Look closely at what customers actually buy, not only what is most fun to make. Your bestseller may be a simple arch earring in flattering neutrals, while the complicated sculptural pair gets attention but few sales. Bestsellers often fund the more artistic experiments.
Packaging can help profits too, as long as it stays practical. A polished unboxing experience supports perceived value, especially for gifts, but it does not need to be expensive or elaborate. Clean branding, protective wrapping, and a thoughtful presentation often do enough.
It also helps to build repeat business. Matching sets, seasonal drops, and recognizable signature styles can encourage customers to return.

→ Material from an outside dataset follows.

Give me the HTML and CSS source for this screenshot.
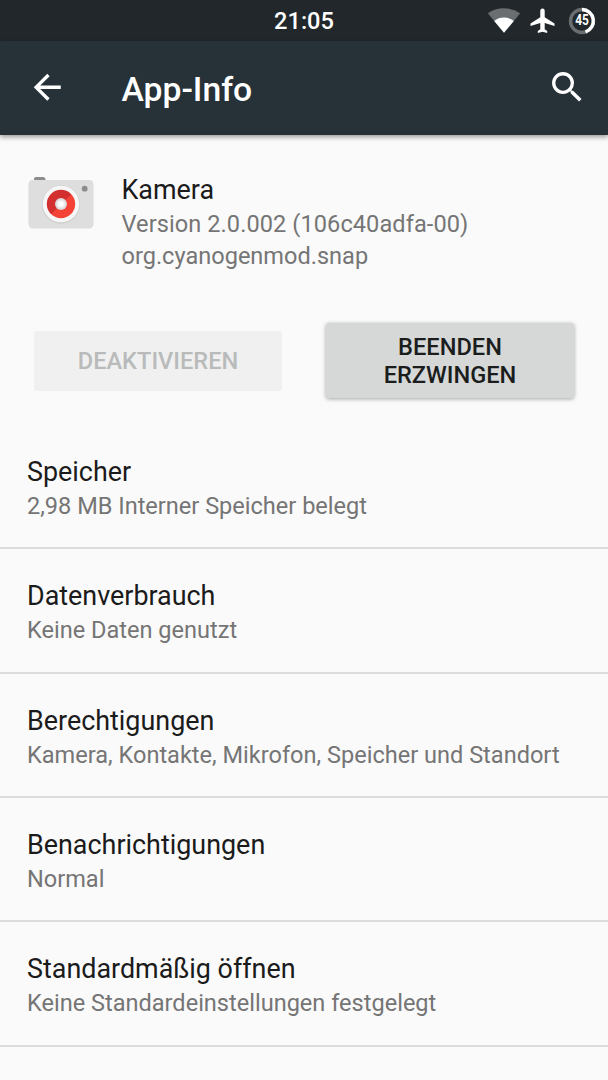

A buyer who loved one pair of earrings may come back for a bracelet, a gift, or a fresh colorway if your brand experience feels warm and memorable.
Is polymer clay jewelry profitable long term?
It can be, especially for makers who think beyond a single sale. Long-term profitability usually comes from a mix of good margins, repeat customers, efficient workflows, and a strong brand point of view. The sellers who last are not always the ones making the fanciest pieces. They are often the ones who understand their audience and create jewelry people genuinely want to wear again and again.
There is room in this market for colorful statement pieces, boho-inspired designs, minimal everyday earrings, and giftable collections. But the long game asks for more than talent. It asks for patience, consistency, and a willingness to refine what works.
So, is polymer clay jewelry profitable? Yes – when you price with confidence, design with intention, and treat your handmade work like something valuable, because it is. The material may begin as clay, but what your customer takes home is creativity they can wear, and that is where the real value lives.
If you are building a polymer clay jewelry business, give yourself permission to make beautiful things and to make smart business choices at the same time. Handmade work deserves both care and compensation.